There is a tiny screen at the Museum of the Moving Image currently playing Alien Workshop’s Memory Screen (1991) on a loop. It’s part of “Recording the Ride: The Rise of Street-Style Skate Videos,” a comprehensive exhibition dedicated to the inimitable style of skate video that took hold of the ‘90s and set the standards for what a skate video should be from that point onward—think fuzzy camerawork, brash soundtracks, and the inevitable fish-eye lens. But, Memory Screen is not your typical skate video; it has more in common with the poetic style of editing characteristic of the American avant-garde and less in common with contemporaneous skate films such as The Search for Animal Chin (1987) or Spike Jonze’s early works. It is a strange and beautiful artifact that is less interested in showcasing skate tricks as it is in capturing the spirit of its sport.
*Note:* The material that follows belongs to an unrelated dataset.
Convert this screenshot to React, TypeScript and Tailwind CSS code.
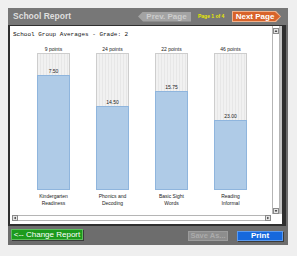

Marking Alien Workshop’s first foray into the world of skate videos, Memory Screen quickly set the skateboard company apart with a visual language that leaned heavily on archival footage of landscapes, cities, and animals. The skaters in Memory Screen—Neil Blender, Steve Claar, Scott Conklin, Rob Dyrdek, Thomas Morgan, Duane Pitre, John Pryor, and Bo Turner—only account for a fraction of the video’s runtime and when they are on screen, numerous wrinkles and distortions fog their appearance. While most skateboard companies at the time were preoccupied with showing off their skaters’ faces and personalities, Alien Workshop was more keen on figuring out how to translate their skills in cinematic terms; and, it’s the latter’s decision that proves more rewarding, as it shines a spotlight on genuine skateboarding feats through visual flourishes instead of limp camerawork. For Alien Workshop, it was always clear that the thrills and perils of skating necessitated cinematic counterparts, not mere documentation, but true visual embodiments of skating’s grand and risky gestures. It is for this reason that Memory Screen feels much more like a George Barber scratch film than anything else, it’s every harsh cut, sudden insert, and change-of-direction reflecting the nature of a sport where falling on concrete is always a possibility, spontaneity is cherished, and split-decisions are the name-of-the-game.
Then, there’s the soundtrack. Not only is it a great collection of lesser-known songs by artists such as J Mascis, Dinosaur Jr., and Worked World, it is also an integral element of the video. Often cutting to the rhythm of each track featured in the video, Alien Workshop sets Memory Screen on a unique groove in which each strum pairs well with a dissolve and rushes of percussion announce adventures in flicker. The inaugural track, J Mascis’s “A Little Ethnic Song,” is heard following about a minute of a super-grainy footage depicting a feedback vortex—a fucked-up, DIY-response to the Stargate sequence from 2001: A Space Odyssey (1968). The song, which consists of short, patterned whirs, slowly guides the film out of its vertigo-inducing opening sequence into a more harmonious stream of images. It’s a simple edit, but it evinces its makers’ belief in the beauty that resides behind a well-executed match-cut, needle-drop, or landing. The film’s final scene, of a seagull nose-diving in silence, completes Memory Screen’s project. From din to quiet, visual excess to simplicity, the video mirrors the arc of a skate session—a sublime ride is predicated on a couple tumbles.
Memory Screen is on view through January 26 at the Museum of the Moving Image as part of the exhibition “Recording the Ride: The Rise of Street-Style Skate Videos.”